Simulated wood, also called bonded wood, is a way to use a special kind of resin to bond sawdust and wood scraps together and put them to work. Plywood is similar, but simulated wood is less durable even though it offers the look and grain patterns of real wood. Some simulated wood is pure plastic, but ground-up pecan shells fused with resin provides a more realistic look and feel.
Pecan shells burn just fine on a regular wood fire, and as they burn they release a warm pecan smell. You can throw a few pecan shells onto a fireplace or an outdoor fire pit to spread that smell around or you can toss them into a charcoal grill and infuse your meats with pecan smoke.
Once you’re done shelling your cracked pecans, you can collect the shells in a pile and leave them outside. Over time the shells will start to break down into mulch, which means they aren’t good for providing plant nutrients but you can spread them through your garden to help the ground retain moisture and make it harder for weeds to spread. You can make the process go faster by grinding up the shells before leaving them outside.

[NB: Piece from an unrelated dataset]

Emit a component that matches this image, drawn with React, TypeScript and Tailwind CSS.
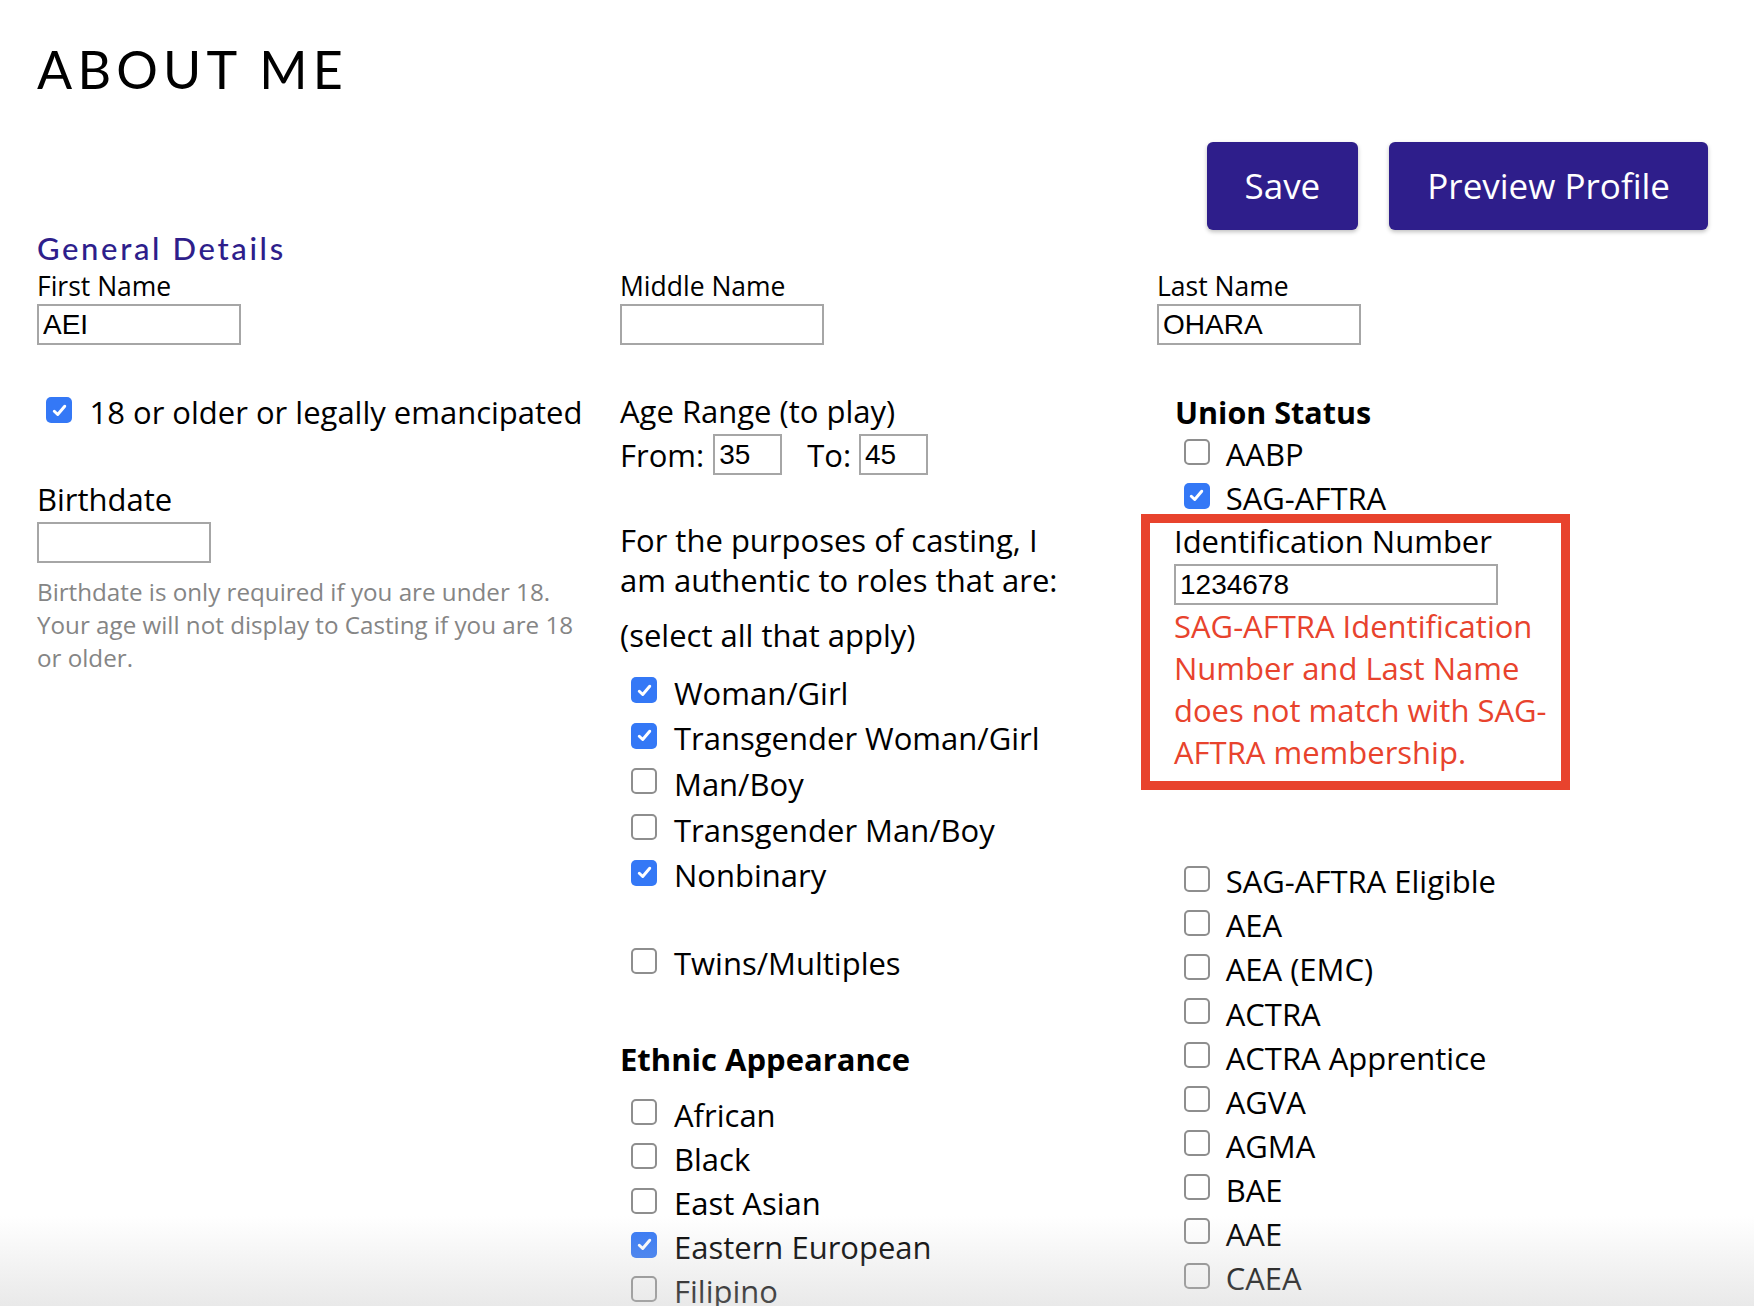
import React from "react";

const GENDER = [
  { label: "Woman/Girl", checked: true },
  { label: "Transgender Woman/Girl", checked: true },
  { label: "Man/Boy", checked: false },
  { label: "Transgender Man/Boy", checked: false },
  { label: "Nonbinary", checked: true },
];

const ETHNIC = [
  { label: "African", checked: false },
  { label: "Black", checked: false },
  { label: "East Asian", checked: false },
  { label: "Eastern European", checked: true },
  { label: "Filipino", checked: false },
];

const UNIONS = [
  "SAG-AFTRA Eligible",
  "AEA",
  "AEA (EMC)",
  "ACTRA",
  "ACTRA Apprentice",
  "AGVA",
  "AGMA",
  "BAE",
  "AAE",
  "CAEA",
];

function Box({ checked }: { checked?: boolean }) {
  if (checked) {
    return (
      <span className="flex h-[26px] w-[26px] shrink-0 items-center justify-center rounded-[5px] bg-[#3478f6]">
        <svg viewBox="0 0 16 16" className="h-[19px] w-[19px]" aria-hidden>
          <path
            d="M3.6 8.6l2.9 2.8 5.9-7"
            fill="none"
            stroke="white"
            strokeWidth="2.5"
            strokeLinecap="round"
            strokeLinejoin="round"
          />
        </svg>
      </span>
    );
  }
  return <span className="h-[26px] w-[26px] shrink-0 rounded-[5px] border-2 border-[#8e8e8e] bg-white" />;
}

function Row({ label, checked, className }: { label: string; checked?: boolean; className: string }) {
  return (
    <div className={`flex items-center ${className}`}>
      <span className="mb-[5px] flex">
        <Box checked={checked} />
      </span>
      <span className="text-[31px] leading-[36px] whitespace-nowrap">{label}</span>
    </div>
  );
}

function Field({ value, className }: { value?: string; className: string }) {
  return (
    <input
      readOnly
      value={value ?? ""}
      className={`block h-[41px] border-2 border-[#a6a6a6] bg-white pl-[4px] font-['Liberation_Sans',Arial,sans-serif] text-[28px] text-black outline-none ${className}`}
    />
  );
}

export default function App() {
  return (
    <div className="relative h-[1306px] overflow-hidden bg-white pl-[37px] pr-[46px] pt-[43px] font-['Open_Sans',sans-serif] text-black">
      {/* Title */}
      <h1 className="font-['Lato',sans-serif] text-[52px] font-normal leading-[52px] tracking-[0.1em]">ABOUT ME</h1>

      {/* Actions */}
      <div className="mt-[47px] flex justify-end gap-[31px]">
        <button className="h-[88px] rounded-[6px] bg-[#2e1e8b] px-[38px] text-[35px] text-white shadow-[0_2px_4px_rgba(0,0,0,0.25)]">
          Save
        </button>
        <button className="h-[88px] rounded-[6px] bg-[#2e1e8b] px-[38px] text-[35px] text-white shadow-[0_2px_4px_rgba(0,0,0,0.25)]">
          Preview Profile
        </button>
      </div>

      <h2 className="font-['Lato',sans-serif] text-[31px] font-medium leading-[36px] tracking-[0.085em] text-[#2e1e8b]">
        General Details
      </h2>

      <div className="mt-[5px] grid grid-cols-[583px_537px_1fr]">
        {/* Column 1 */}
        <div className="flex flex-col">
          <label className="text-[26.5px] leading-[30px]">First Name</label>
          <Field value="AEI" className="mt-[3px] w-[204px]" />

          <div className="mt-[49px] flex items-start pl-[9px]">
            <span className="mt-[3px] flex">
              <Box checked />
            </span>
            <span className="ml-[17.5px] text-[31px] leading-[36px] whitespace-nowrap">
              18 or older or legally emancipated
            </span>
          </div>

          <label className="mt-[50.6px] text-[31px] leading-[36px]">Birthdate</label>
          <Field className="mt-[5.7px] w-[174px]" />
          <p className="mt-[11.6px] w-[550px] text-[24.2px] leading-[33px] text-[#858585]">
            Birthdate is only required if you are under 18. Your age will not display to Casting if you are 18 or
            older.
          </p>
        </div>

        {/* Column 2 */}
        <div className="flex flex-col">
          <label className="text-[26.5px] leading-[30px]">Middle Name</label>
          <Field className="mt-[3px] w-[204px]" />

          <div className="mt-[48px] text-[31px] leading-[36px]">Age Range (to play)</div>
          <div className="mt-[5px] flex h-[41px] items-center text-[31px] leading-[36px]">
            <span>From:</span>
            <Field value="35" className="ml-[9px] w-[69px]" />
            <span className="ml-[25px]">To:</span>
            <Field value="45" className="ml-[8px] w-[69px]" />
          </div>

          <p className="mt-[44.5px] w-[450px] text-[31px] leading-[40.6px]">
            For the purposes of casting, I am authentic to roles that are:
          </p>
          <p className="mt-[14px] text-[31px] leading-[40.6px]">(select all that apply)</p>

          <div className="mt-[14.4px] flex flex-col pl-[11px]">
            {GENDER.map((g) => (
              <Row key={g.label} label={g.label} checked={g.checked} className="h-[45.7px] gap-[17px]" />
            ))}
          </div>
          <div className="mt-[42.3px] pl-[11px]">
            <Row label="Twins/Multiples" className="h-[45.7px] gap-[17px]" />
          </div>

          <h3 className="mt-[54.5px] text-[31px] font-bold leading-[36px]">Ethnic Appearance</h3>
          <div className="mt-[16px] flex flex-col pl-[11px]">
            {ETHNIC.map((e) => (
              <Row key={e.label} label={e.label} checked={e.checked} className="h-[44.2px] gap-[17px]" />
            ))}
          </div>
        </div>

        {/* Column 3 */}
        <div className="flex flex-col">
          <label className="text-[26.5px] leading-[30px]">Last Name</label>
          <Field value="OHARA" className="mt-[3px] w-[204px]" />

          <h3 className="ml-[18px] mt-[48.5px] text-[30.5px] font-bold leading-[36px]">Union Status</h3>
          <div className="mt-[3px] flex flex-col pl-[26.7px]">
            <Row label="AABP" className="h-[43.7px] gap-[16px]" />
            <Row label="SAG-AFTRA" checked className="h-[43.7px] gap-[16px]" />
          </div>

          {/* Error box */}
          <div className="relative -ml-[16px] -mt-[6px] w-[429px] border-[9px] border-[#e8432d] bg-white pb-[8px] pl-[24px]">
            <div className="text-[31px] leading-[36px]">Identification Number</div>
            <Field value="1234678" className="mt-[5.3px] w-[324px]" />
            <p className="text-[31px] leading-[42px] text-[#e8432d]">
              SAG-AFTRA Identification Number and Last Name does not match with SAG-AFTRA membership.
            </p>
          </div>

          <div className="mt-[69px] flex flex-col pl-[26.7px]">
            {UNIONS.map((u) => (
              <Row key={u} label={u} className="h-[44.1px] gap-[16px]" />
            ))}
          </div>
        </div>
      </div>

      {/* bottom fade */}
      <div className="pointer-events-none absolute bottom-0 left-0 right-0 h-[90px] bg-linear-to-b from-transparent to-[rgba(200,200,200,0.4)]" />
    </div>
  );
}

Pecan shells can still look like pecans after you’ve pried out the kernel. Save a few mostly whole shells and you can use them as decorations for fall centerpieces, wreaths, and other organic decorations. Pecan shells are no good for eating, but you don’t have to throw them away once you’ve eaten your cracked pecans. Aside from the industrial uses pecan shells have, ordinary people can find a few good uses for them if they have a garden or charcoal grill. Either way, you should think twice before you toss out some perfectly good shells.